*EXERCISE*:
In your copy, leave out the pictures; write out all the data exactly.
# DATA PROVIDED start
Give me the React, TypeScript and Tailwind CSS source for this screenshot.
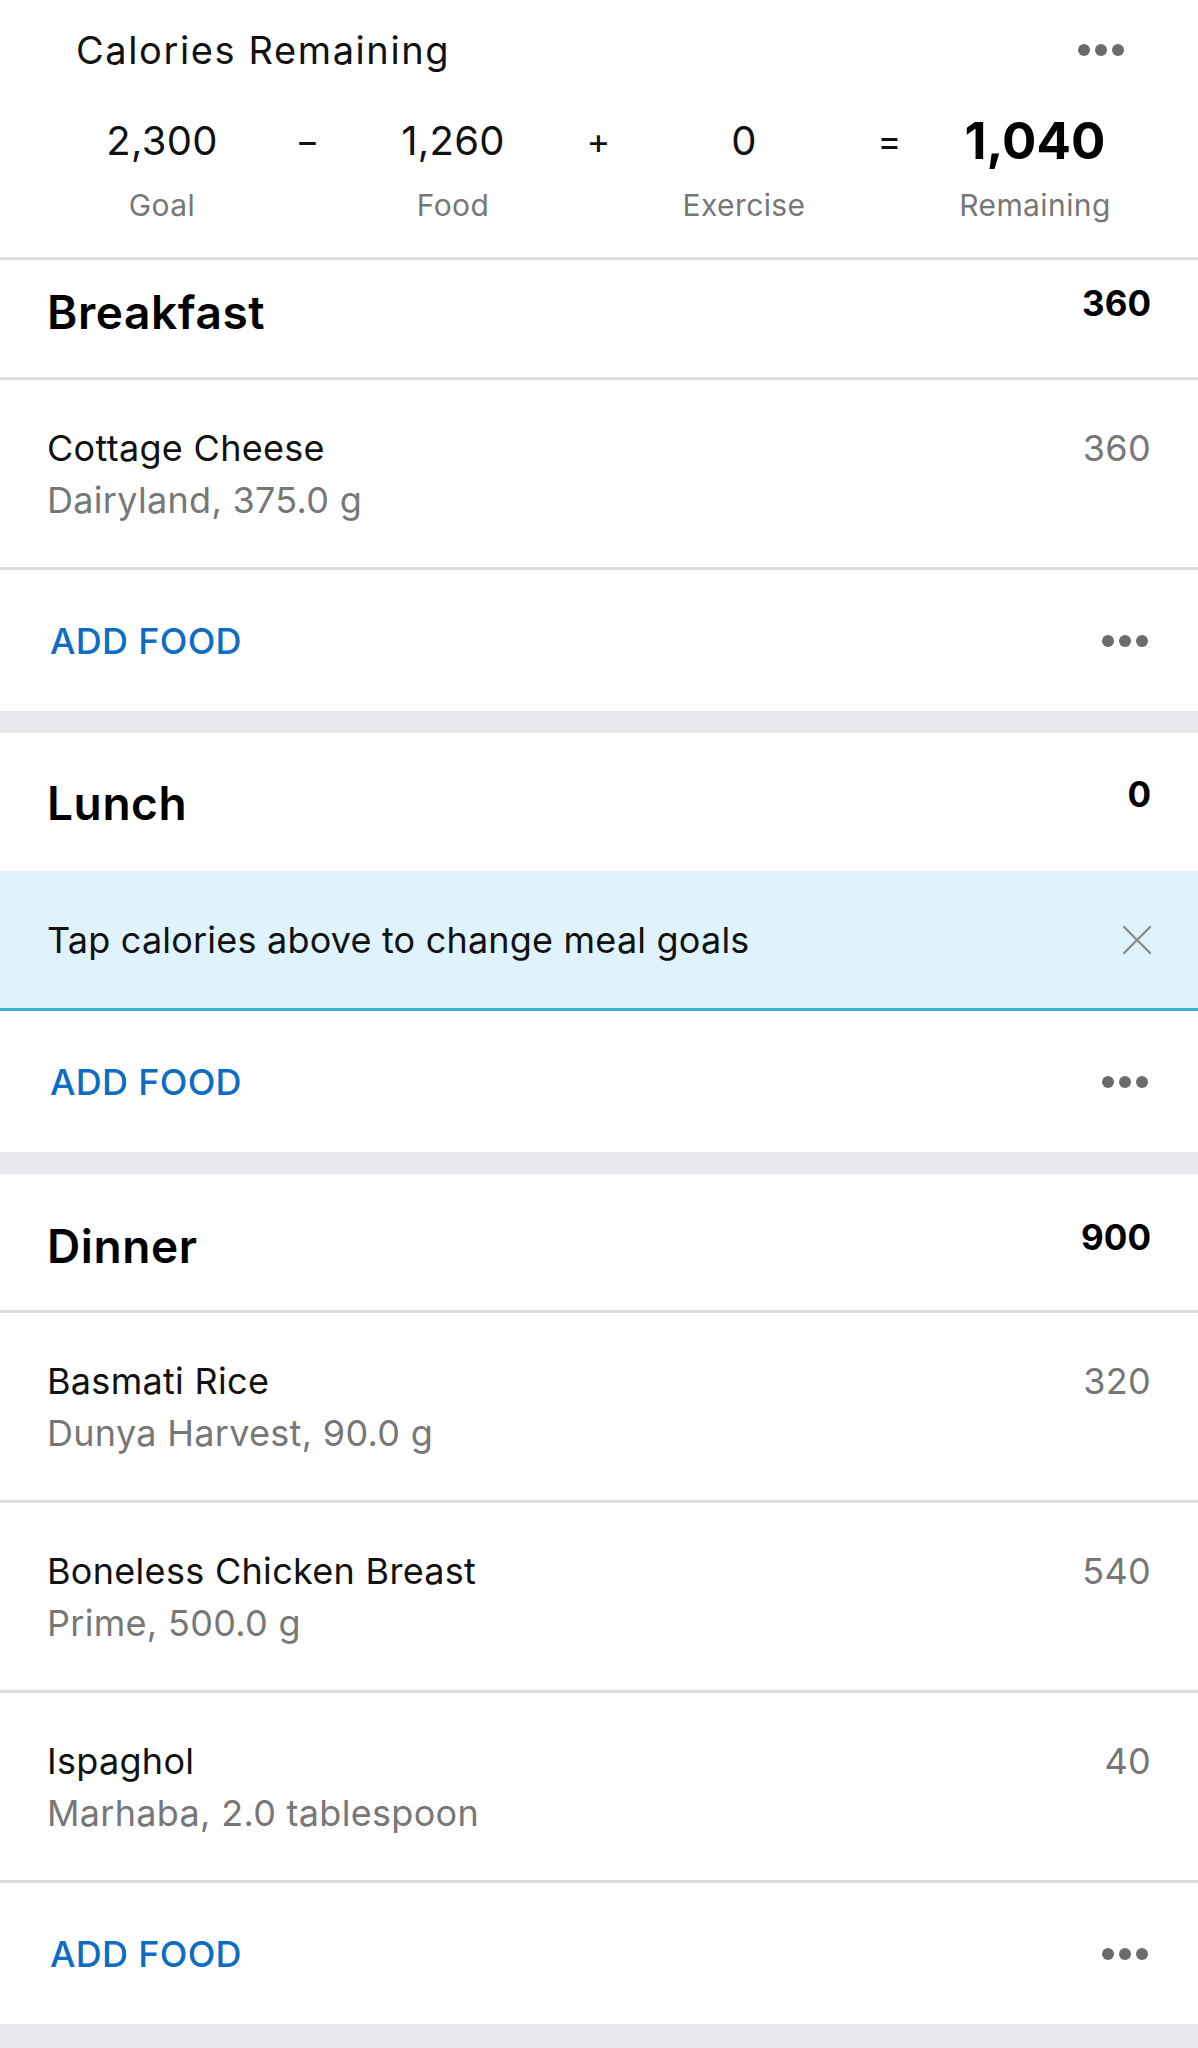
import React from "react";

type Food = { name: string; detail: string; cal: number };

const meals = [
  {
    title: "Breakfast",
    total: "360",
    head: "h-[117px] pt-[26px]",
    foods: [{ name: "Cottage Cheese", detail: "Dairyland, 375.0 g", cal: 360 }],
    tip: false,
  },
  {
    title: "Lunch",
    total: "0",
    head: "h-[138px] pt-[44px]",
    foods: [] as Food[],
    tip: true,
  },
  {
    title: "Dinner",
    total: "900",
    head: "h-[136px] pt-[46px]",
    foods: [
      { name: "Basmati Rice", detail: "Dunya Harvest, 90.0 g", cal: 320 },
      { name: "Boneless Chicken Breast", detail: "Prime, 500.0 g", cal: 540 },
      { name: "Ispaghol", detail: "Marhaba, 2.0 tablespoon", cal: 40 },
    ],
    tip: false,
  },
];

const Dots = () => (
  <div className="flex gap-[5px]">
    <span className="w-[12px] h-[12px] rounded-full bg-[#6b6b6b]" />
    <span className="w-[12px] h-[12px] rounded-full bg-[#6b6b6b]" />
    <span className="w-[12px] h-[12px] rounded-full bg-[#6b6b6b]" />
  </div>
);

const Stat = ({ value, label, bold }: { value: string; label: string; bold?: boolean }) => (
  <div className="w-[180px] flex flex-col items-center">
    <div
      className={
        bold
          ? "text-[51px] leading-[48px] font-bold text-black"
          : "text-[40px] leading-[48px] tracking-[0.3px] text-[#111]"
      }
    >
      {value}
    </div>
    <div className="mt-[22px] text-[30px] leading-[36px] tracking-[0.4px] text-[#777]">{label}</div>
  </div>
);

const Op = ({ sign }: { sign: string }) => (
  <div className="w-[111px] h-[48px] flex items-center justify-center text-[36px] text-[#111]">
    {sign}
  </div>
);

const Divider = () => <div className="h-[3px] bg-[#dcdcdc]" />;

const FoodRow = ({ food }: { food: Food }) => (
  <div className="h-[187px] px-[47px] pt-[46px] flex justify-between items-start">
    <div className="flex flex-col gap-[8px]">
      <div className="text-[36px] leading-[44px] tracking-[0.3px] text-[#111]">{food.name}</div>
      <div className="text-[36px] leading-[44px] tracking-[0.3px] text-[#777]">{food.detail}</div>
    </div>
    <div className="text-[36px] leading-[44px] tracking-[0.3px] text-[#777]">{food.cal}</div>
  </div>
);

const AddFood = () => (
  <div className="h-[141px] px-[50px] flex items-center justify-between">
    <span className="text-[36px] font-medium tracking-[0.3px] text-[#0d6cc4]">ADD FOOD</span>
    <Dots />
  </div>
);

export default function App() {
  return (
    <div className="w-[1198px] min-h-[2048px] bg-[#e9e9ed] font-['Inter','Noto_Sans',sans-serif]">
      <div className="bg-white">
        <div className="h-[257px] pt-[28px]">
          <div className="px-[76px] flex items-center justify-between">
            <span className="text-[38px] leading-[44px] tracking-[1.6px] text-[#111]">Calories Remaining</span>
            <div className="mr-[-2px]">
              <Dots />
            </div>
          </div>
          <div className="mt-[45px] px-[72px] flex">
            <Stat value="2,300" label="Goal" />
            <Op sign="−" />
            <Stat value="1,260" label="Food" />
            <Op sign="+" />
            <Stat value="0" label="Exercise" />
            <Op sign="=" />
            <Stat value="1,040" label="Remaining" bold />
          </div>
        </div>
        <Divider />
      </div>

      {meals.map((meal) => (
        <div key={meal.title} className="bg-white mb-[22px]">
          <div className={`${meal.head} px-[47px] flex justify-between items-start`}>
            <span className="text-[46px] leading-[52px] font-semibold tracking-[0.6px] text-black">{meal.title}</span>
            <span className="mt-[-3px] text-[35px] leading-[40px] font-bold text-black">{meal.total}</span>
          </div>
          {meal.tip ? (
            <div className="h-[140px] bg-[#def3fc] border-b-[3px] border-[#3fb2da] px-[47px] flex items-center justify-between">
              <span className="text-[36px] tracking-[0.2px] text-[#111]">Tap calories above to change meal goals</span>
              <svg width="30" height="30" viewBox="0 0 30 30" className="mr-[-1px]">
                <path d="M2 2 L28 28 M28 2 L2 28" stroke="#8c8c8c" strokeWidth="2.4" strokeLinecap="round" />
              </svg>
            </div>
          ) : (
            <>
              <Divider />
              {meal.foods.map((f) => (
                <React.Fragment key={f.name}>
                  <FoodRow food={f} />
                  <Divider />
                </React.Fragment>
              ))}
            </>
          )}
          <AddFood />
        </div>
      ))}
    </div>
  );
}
# DATA PROVIDED end
*ANSWER*:
Give me the React, TypeScript and Tailwind CSS source for this screenshot.
import React from "react";

type Food = { name: string; detail: string; cal: number };

const meals = [
  {
    title: "Breakfast",
    total: "360",
    head: "h-[117px] pt-[26px]",
    foods: [{ name: "Cottage Cheese", detail: "Dairyland, 375.0 g", cal: 360 }],
    tip: false,
  },
  {
    title: "Lunch",
    total: "0",
    head: "h-[138px] pt-[44px]",
    foods: [] as Food[],
    tip: true,
  },
  {
    title: "Dinner",
    total: "900",
    head: "h-[136px] pt-[46px]",
    foods: [
      { name: "Basmati Rice", detail: "Dunya Harvest, 90.0 g", cal: 320 },
      { name: "Boneless Chicken Breast", detail: "Prime, 500.0 g", cal: 540 },
      { name: "Ispaghol", detail: "Marhaba, 2.0 tablespoon", cal: 40 },
    ],
    tip: false,
  },
];

const Dots = () => (
  <div className="flex gap-[5px]">
    <span className="w-[12px] h-[12px] rounded-full bg-[#6b6b6b]" />
    <span className="w-[12px] h-[12px] rounded-full bg-[#6b6b6b]" />
    <span className="w-[12px] h-[12px] rounded-full bg-[#6b6b6b]" />
  </div>
);

const Stat = ({ value, label, bold }: { value: string; label: string; bold?: boolean }) => (
  <div className="w-[180px] flex flex-col items-center">
    <div
      className={
        bold
          ? "text-[51px] leading-[48px] font-bold text-black"
          : "text-[40px] leading-[48px] tracking-[0.3px] text-[#111]"
      }
    >
      {value}
    </div>
    <div className="mt-[22px] text-[30px] leading-[36px] tracking-[0.4px] text-[#777]">{label}</div>
  </div>
);

const Op = ({ sign }: { sign: string }) => (
  <div className="w-[111px] h-[48px] flex items-center justify-center text-[36px] text-[#111]">
    {sign}
  </div>
);

const Divider = () => <div className="h-[3px] bg-[#dcdcdc]" />;

const FoodRow = ({ food }: { food: Food }) => (
  <div className="h-[187px] px-[47px] pt-[46px] flex justify-between items-start">
    <div className="flex flex-col gap-[8px]">
      <div className="text-[36px] leading-[44px] tracking-[0.3px] text-[#111]">{food.name}</div>
      <div className="text-[36px] leading-[44px] tracking-[0.3px] text-[#777]">{food.detail}</div>
    </div>
    <div className="text-[36px] leading-[44px] tracking-[0.3px] text-[#777]">{food.cal}</div>
  </div>
);

const AddFood = () => (
  <div className="h-[141px] px-[50px] flex items-center justify-between">
    <span className="text-[36px] font-medium tracking-[0.3px] text-[#0d6cc4]">ADD FOOD</span>
    <Dots />
  </div>
);

export default function App() {
  return (
    <div className="w-[1198px] min-h-[2048px] bg-[#e9e9ed] font-['Inter','Noto_Sans',sans-serif]">
      <div className="bg-white">
        <div className="h-[257px] pt-[28px]">
          <div className="px-[76px] flex items-center justify-between">
            <span className="text-[38px] leading-[44px] tracking-[1.6px] text-[#111]">Calories Remaining</span>
            <div className="mr-[-2px]">
              <Dots />
            </div>
          </div>
          <div className="mt-[45px] px-[72px] flex">
            <Stat value="2,300" label="Goal" />
            <Op sign="−" />
            <Stat value="1,260" label="Food" />
            <Op sign="+" />
            <Stat value="0" label="Exercise" />
            <Op sign="=" />
            <Stat value="1,040" label="Remaining" bold />
          </div>
        </div>
        <Divider />
      </div>

      {meals.map((meal) => (
        <div key={meal.title} className="bg-white mb-[22px]">
          <div className={`${meal.head} px-[47px] flex justify-between items-start`}>
            <span className="text-[46px] leading-[52px] font-semibold tracking-[0.6px] text-black">{meal.title}</span>
            <span className="mt-[-3px] text-[35px] leading-[40px] font-bold text-black">{meal.total}</span>
          </div>
          {meal.tip ? (
            <div className="h-[140px] bg-[#def3fc] border-b-[3px] border-[#3fb2da] px-[47px] flex items-center justify-between">
              <span className="text-[36px] tracking-[0.2px] text-[#111]">Tap calories above to change meal goals</span>
              <svg width="30" height="30" viewBox="0 0 30 30" className="mr-[-1px]">
                <path d="M2 2 L28 28 M28 2 L2 28" stroke="#8c8c8c" strokeWidth="2.4" strokeLinecap="round" />
              </svg>
            </div>
          ) : (
            <>
              <Divider />
              {meal.foods.map((f) => (
                <React.Fragment key={f.name}>
                  <FoodRow food={f} />
                  <Divider />
                </React.Fragment>
              ))}
            </>
          )}
          <AddFood />
        </div>
      ))}
    </div>
  );
}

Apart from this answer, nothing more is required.